Even if Syria signaled it was serious about talks with Israel now, Speigel, the UCLA professor, said it “defies logic” that Israeli Prime Minister Ehud Olmert would conduct peace talks with Syria while the talks with the Palestinians are underway. On the other hand, he said, “once you involve all the Arab states in a regional context, it may be the only way to make this new process work — to have both talks simultaneously.”
But Gerald Steinberg, a political science professor at Bar-Ilan University, said it is “hard enough to do one-track” negotiations, let alone two. He noted that other Israeli prime ministers who were stronger politically than Olmert had ruled out two-track negotiations and he said the Bush administration “is too weak to provide the extra support that would be needed” to make them a success.
“In many ways,” Steinberg noted, the future of the Golan Heights “is much more difficult” than the Palestinian-Israeli divide.
“It is not a religious or an ideological issue,” he said. “What do the Syrians need it for? If they have it, will they begin bombarding us again [with rockets]? It’s a much more contentious issue.”

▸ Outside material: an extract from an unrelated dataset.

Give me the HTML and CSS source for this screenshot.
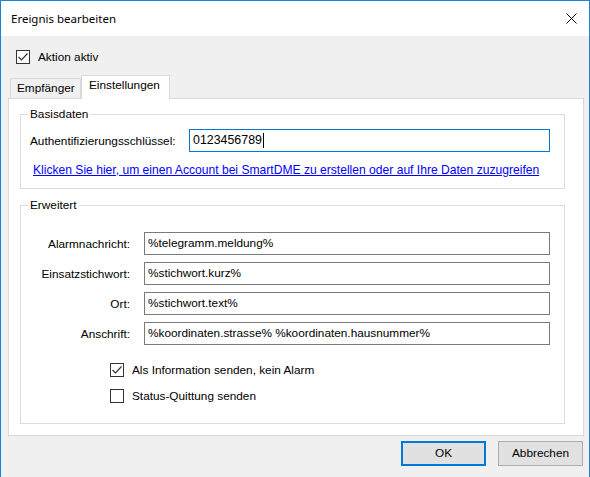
FILE: index.html
```html
<!DOCTYPE html>
<html lang="de">
<head>
<meta charset="utf-8">
<title>Ereignis bearbeiten</title>
<link rel="stylesheet" href="styles.css">
</head>
<body>
<div class="window">
  <div class="titlebar">
    <span class="title">Ereignis bearbeiten</span>
    <span class="close"><svg width="11" height="11" viewBox="0 0 11 11"><path d="M0.5 0.5 L10.5 10.5 M10.5 0.5 L0.5 10.5" stroke="#000" stroke-width="1" fill="none"/></svg></span>
  </div>
  <div class="client">
    <div class="check top-check">
      <span class="box"><svg width="12" height="12" viewBox="0 0 12 12"><path d="M1.5 6 L4.5 9 L10.5 2.5" stroke="#333" stroke-width="1.2" fill="none"/></svg></span>
      <span class="check-text">Aktion aktiv</span>
    </div>
    <div class="tabs">
      <div class="tab">Empfänger</div>
      <div class="tab active">Einstellungen</div>
    </div>
    <div class="panel">
      <div class="group g1">
        <span class="legend">Basisdaten</span>
        <div class="auth-row">
          <span class="auth-label">Authentifizierungsschlüssel:</span>
          <div class="input focused">0123456789<span class="caret"></span></div>
        </div>
        <a class="link" href="#">Klicken Sie hier, um einen Account bei SmartDME zu erstellen oder auf Ihre Daten zuzugreifen</a>
      </div>
      <div class="group g2">
        <span class="legend">Erweitert</span>
        <div class="rows">
          <div class="row"><span class="row-label">Alarmnachricht:</span><div class="input">%telegramm.meldung%</div></div>
          <div class="row"><span class="row-label">Einsatzstichwort:</span><div class="input">%stichwort.kurz%</div></div>
          <div class="row"><span class="row-label">Ort:</span><div class="input">%stichwort.text%</div></div>
          <div class="row"><span class="row-label">Anschrift:</span><div class="input">%koordinaten.strasse% %koordinaten.hausnummer%</div></div>
        </div>
        <div class="checks">
          <div class="check">
            <span class="box"><svg width="12" height="12" viewBox="0 0 12 12"><path d="M1.5 6 L4.5 9 L10.5 2.5" stroke="#333" stroke-width="1.2" fill="none"/></svg></span>
            <span class="check-text">Als Information senden, kein Alarm</span>
          </div>
          <div class="check">
            <span class="box"></span>
            <span class="check-text">Status-Quittung senden</span>
          </div>
        </div>
      </div>
    </div>
    <div class="buttons">
      <div class="btn default">OK</div>
      <div class="btn">Abbrechen</div>
    </div>
  </div>
</div>
</body>
</html>
```

FILE: styles.css
```css
* { box-sizing: border-box; }
html, body { margin: 0; padding: 0; }
body {
  width: 590px;
  height: 477px;
  overflow: hidden;
  background: #f0f0f0;
  font-family: "Liberation Sans", Arial, sans-serif;
  font-size: 11.8px;
  color: #000;
}
.window {
  width: 590px;
  height: 477px;
  border: 1px solid #1883d7;
  border-bottom: none;
  background: #f0f0f0;
  display: flex;
  flex-direction: column;
}
.titlebar {
  height: 35px;
  background: #fff;
  display: flex;
  align-items: center;
  justify-content: space-between;
  padding: 0 12px 0 10px;
  flex: none;
}
.title {
  font-family: "Noto Sans", "Open Sans", sans-serif;
  font-size: 11.5px;
  color: #000;
  padding-bottom: 1px;
}
.close {
  display: flex;
  width: 11px;
  height: 11px;
  margin-bottom: 1px;
}
.client {
  flex: 1;
  display: flex;
  flex-direction: column;
}
.check {
  display: flex;
  align-items: center;
  height: 14px;
}
.box {
  width: 14px;
  height: 14px;
  border: 1px solid #333;
  background: #fff;
  display: flex;
  align-items: center;
  justify-content: center;
  flex: none;
}
.box svg { display: block; }
.check-text {
  margin-left: 8px;
  line-height: 14px;
}
.top-check {
  margin: 14px 0 0 15px;
}
.tabs {
  display: flex;
  align-items: flex-end;
  margin: 11px 0 0 9px;
  height: 23px;
}
.tab {
  height: 20px;
  line-height: 19px;
  padding: 0 6px 0 6px;
  border: 1px solid #d9d9d9;
  border-bottom: none;
  background: #f0f0f0;
  width: 71px;
}
.tab.active {
  height: 24px;
  margin-bottom: -1px;
  background: #fff;
  width: 89px;
  padding-left: 7px;
  line-height: 19px;
  position: relative;
  z-index: 1;
}
.panel {
  margin-left: 7px;
  width: 576px;
  height: 338px;
  border: 1px solid #d9d9d9;
  background: #fff;
  display: flex;
  flex-direction: column;
}
.group {
  border: 1px solid #dcdcdc;
  margin-left: 11px;
  width: 545px;
  display: flex;
  flex-direction: column;
}
.g1 { margin-top: 15px; padding-bottom: 10px; height: 75px; }
.g2 { margin-top: 16px; height: 219px; }
.legend {
  display: block;
  align-self: flex-start;
  margin: -8px 0 0 7px;
  padding: 0 2px;
  background: #fff;
  line-height: 14px;
  height: 14px;
}
.auth-row {
  display: flex;
  align-items: center;
  margin: 8px 0 0 9px;
  height: 23px;
}
.auth-label {
  width: 159px;
  flex: none;
}
.input {
  height: 23px;
  border: 1px solid #7a7a7a;
  background: #fff;
  padding: 0 0 0 3px;
  line-height: 21px;
  white-space: nowrap;
  overflow: hidden;
  display: flex;
  align-items: center;
}
.auth-row .input {
  width: 361px;
  font-size: 12.4px;
}
.input.focused {
  border-color: #0078d7;
}
.caret {
  display: inline-block;
  width: 1px;
  height: 15px;
  background: #000;
  margin-left: 1px;
}
.link {
  display: block;
  align-self: flex-start;
  margin: 11px 0 0 12px;
  color: #0000ff;
  text-decoration: underline;
  line-height: 14px;
  font-size: 12.1px;
}
.rows {
  display: flex;
  flex-direction: column;
  gap: 7px;
  margin-top: 20px;
}
.row {
  display: flex;
  align-items: center;
  height: 23px;
}
.row-label {
  width: 109px;
  text-align: right;
  flex: none;
}
.row .input {
  margin-left: 14px;
  width: 406px;
}
.checks {
  display: flex;
  flex-direction: column;
  gap: 12px;
  margin: 18px 0 0 89px;
}
.buttons {
  display: flex;
  justify-content: flex-end;
  gap: 12px;
  margin: 5px 6px 0 0;
}
.btn {
  width: 85px;
  height: 25px;
  border: 1px solid #adadad;
  background: #e1e1e1;
  display: flex;
  align-items: center;
  justify-content: center;
  padding-bottom: 1px;
}
.btn.default {
  border: 2px solid #0078d7;
}
```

Steinberg disagreed that Annapolis created a momentum for Syrian-Israeli talks.“The Syrians got no air time at Annapolis,” he insisted. “The whole purpose of having them there was to pull them away from Iran. If that happened, then it is possible negotiations would start, but we are far away from that. … The Saudis were not happy to be there but they knew their own survival depends on an alliance against Iran and therefore they had to be at Annapolis. If you are serious about stopping Iran, you had to show it by being at Annapolis.”
Steinberg said Syria is “up to its ears with the Lebanon crisis,” adding: “They have sent their senior people to Teheran and are now dancing at both weddings.”